When Erin Regan heard a talk given by Sister Rosemary Nyirumbe, a 2007 CNN Heroes Award recipient, about the nun’s school for girls in Uganda, the Magnificat High School freshman knew she had to help in some way.
“I wanted to do something to create an awareness. They don’t have all that much, and it’s so sad to realize there are others who have so little,” Regan said in a recent interview. The 14-year-old decided to put her artistic talents to work, raising $1,000 by selling her handcrafted bead jewelry and pens at a craft show held by St. Bernadette’s Church in Westlake. She donated all of her proceeds to a local charity founded by Dr. Monique Richardson called “Tree of Wisdom,” which directly benefits Sister Rosemary’s school offering a safe haven for girls to get jobs, feed their children and rebuild their lives.
“Not often do you think of other countries. I don’t think I ever thought of Uganda before Sister Rosemary’s talk,” Regan said, who in an earlier statement explained why she was moved by the presentation. “She talked about the school she has in Uganda, and Sister told us about the girls there. Unfortunately, she said that they were abducted by the insurgent rebels and turned into soldiers and/or sex slaves. They were put in horrendous conditions that seriously compromised their health. These young victims might also be orphaned. AIDS and worms are not uncommon. Girls as young as 12 became mothers. When they escaped, if they could, they went to St. Monica’s, Sister Rosemary’s school.”
Regan said that she knew St. Bernadette’s, where she attended 7th and 8th grades, was having an artisan fair, so she decided to sell her bead work at the event.
Regan’s interest in jewelry making began with a Christmas present last year. “I got a leather bracelet-making kit from my aunt for Christmas last year and was going to get more stuff for that. I saw the beads and liked that better,” she explained. “I like art that doesn’t involve drawing.”
Regan went to the November craft show with the attitude that even a little money would help and was surprised that she did so well.

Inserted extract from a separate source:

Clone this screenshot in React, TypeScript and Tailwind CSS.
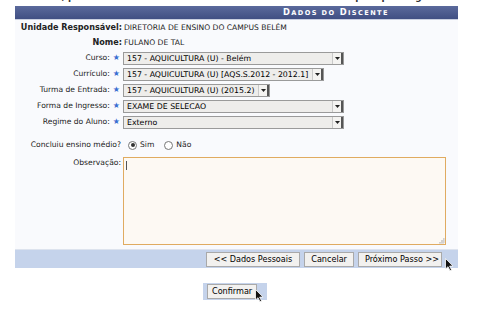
import React from 'react';

const font = { fontFamily: '"DejaVu Sans", Verdana, sans-serif' };

const Star = () => <span className="text-[#3b6fd1] text-[8px] mx-[3px] leading-none">★</span>;

const Select = ({ value, width }: { value: string; width?: number }) => (
  <div
    className="h-[13px] inline-flex items-center border border-[#9a9a9a] bg-[#eeedeb] text-[7.8px] text-black"
    style={width ? { width } : undefined}
  >
    <span className="flex-1 pl-[3px] pr-[4px] whitespace-nowrap leading-[11px]">{value}</span>
    <span className="w-[11px] h-full flex items-center justify-center border-l border-[#c9c9c9] bg-[#f4f3f1] border-r-2 border-r-[#555]">
      <svg width="5" height="3" viewBox="0 0 5 3"><path d="M0 0h5L2.5 3z" fill="#222" /></svg>
    </span>
  </div>
);

const Button = ({ children, className = 'px-[6px]' }: { children: React.ReactNode; className?: string }) => (
  <button className={`h-[15px] bg-[#f2f1ef] border border-[#a9a9a9] text-[8.1px] text-black leading-none ${className}`}>
    {children}
  </button>
);

const Cursor = () => (
  <svg width="9" height="13" viewBox="0 0 9 13" className="absolute">
    <path d="M0.5 0.5v10.5l2.5-2.3 2 4 1.6-0.8-2-3.8h3.4z" fill="#111" stroke="#fff" strokeWidth="0.8" />
  </svg>
);

const fields = [
  { label: 'Curso:', value: '157 - AQUICULTURA (U) - Belém', width: 221 },
  { label: 'Currículo:', value: '157 - AQUICULTURA (U) [AQS.S.2012 - 2012.1]' },
  { label: 'Turma de Entrada:', value: '157 - AQUICULTURA (U) (2015.2)' },
  { label: 'Forma de Ingresso:', value: 'EXAME DE SELECAO', width: 221 },
  { label: 'Regime do Aluno:', value: 'Externo', width: 221 },
];

export default function App() {
  return (
    <div className="w-[487px] h-[312px] bg-white overflow-hidden text-[#222]" style={font}>
      <div className="h-[3px] overflow-hidden">
        <p className="text-[9px] font-bold leading-[9px] -mt-[7px] pl-[16px] text-[#333]">
          Por favor, preencha o formulário abaixo com os dados do discente para prosseguir.
        </p>
      </div>

      <div className="ml-[15px] w-[443px] mt-[3px]">
        <div className="h-[14px] bg-gradient-to-b from-[#5b6a9c] to-[#404f83] border-b border-[#c9cfe0] flex items-center pl-[268px]">
          <span className="text-white text-[8.3px] font-bold tracking-[1.4px] leading-none">
            D<span className="text-[6.6px]">ADOS DO</span> D<span className="text-[6.6px]">ISCENTE</span>
          </span>
        </div>

        <div className="bg-[#f9fafd] pb-[4px]">
          <div className="grid grid-cols-[108px_1fr] items-center text-[7.6px]">
            <div className="h-[15px] flex items-center justify-end font-bold text-[8.1px] pr-[1px] whitespace-nowrap">Unidade Responsável:</div>
            <div className="h-[15px] flex items-center pl-[1px]">DIRETORIA DE ENSINO DO CAMPUS BELÉM</div>

            <div className="h-[15px] flex items-center justify-end font-bold text-[8.1px] pr-[1px]">Nome:</div>
            <div className="h-[15px] flex items-center pl-[1px]">FULANO DE TAL</div>

            {fields.map(f => (
              <React.Fragment key={f.label}>
                <div className="h-[16px] flex items-center justify-end">
                  {f.label}
                  <Star />
                </div>
                <div className="h-[16px] flex items-center">
                  <Select value={f.value} width={f.width} />
                </div>
              </React.Fragment>
            ))}

            <div className="h-[24px] flex items-center justify-end pr-[2px] pt-[6px]">Concluiu ensino médio?</div>
            <div className="h-[24px] flex items-center gap-[3px] pl-[5px] pt-[6px]">
              <span className="w-[9px] h-[9px] rounded-full border border-[#777] bg-white flex items-center justify-center">
                <span className="w-[4px] h-[4px] rounded-full bg-[#333]" />
              </span>
              <span className="mr-[7px]">Sim</span>
              <span className="w-[9px] h-[9px] rounded-full border border-[#777] bg-white" />
              <span>Não</span>
            </div>

            <div className="self-start flex justify-end pr-[2px] pt-[3px]">Observação:</div>
            <div className="pt-[3px]">
              <div className="relative w-[323px] h-[88px] border border-[#e0ab60] bg-[#fdf9f3]">
                <span className="absolute left-[2px] top-[3px] w-px h-[9px] bg-[#555]" />
                <svg width="7" height="7" viewBox="0 0 7 7" className="absolute right-0 bottom-0">
                  <path d="M6 1v5M4 3v3M2 5v1M1 6h5M3 4h3M5 2h1" stroke="#bbb" strokeWidth="0.8" />
                </svg>
              </div>
            </div>
          </div>
        </div>

        <div className="relative h-[19px] bg-[#c5d3eb] border-t border-[#dde3ee] flex items-center justify-end gap-[4px] pr-[16px]">
          <Button className="px-[7px]">&lt;&lt; Dados Pessoais</Button>
          <Button>Cancelar</Button>
          <Button className="pl-[6px] pr-[2px]">Próximo Passo &gt;&gt;</Button>
          <div className="absolute left-[430px] top-[8px]"><Cursor /></div>
        </div>
      </div>

      <div className="flex mt-[15px] ml-[203px]">
        <div className="relative bg-[#c5d3eb] pl-[4px] pr-[10px] py-[1px] flex">
          <Button className="px-[4px]">Confirmar</Button>
          <div className="absolute left-[52px] top-[6px]"><Cursor /></div>
        </div>
      </div>
    </div>
  );
}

Regan sold about 60 items at the show.
“I’ve never sold my beading before. I usually give them as gifts,” she stated. She presented Dr. Richardson with the money the following week.
“I love volunteering,” the Avon resident continued. She said she still goes with her youth group from Florida, where she lived for 10 years, on such mission trips as helping low income residents in Tennessee. She is also a member of student council at Magnificat, SAAD, and Animal Outreach, which raises funds to donate to local animal shelters.
Regan’s plans for the future involve helping others, as well as a return to sunny Florida. “I’d like to be a vet, or anything to help people,” she said, adding that college will probably be the University of Miami, following in the footsteps of her two older brothers.
Above all, Regan said that the most important aspect of her experience was raising awareness of those in need.
“My greatest wish is that I could affect the lives of the young people at St. Monica’s and that I inspire others to help this cause,” she said.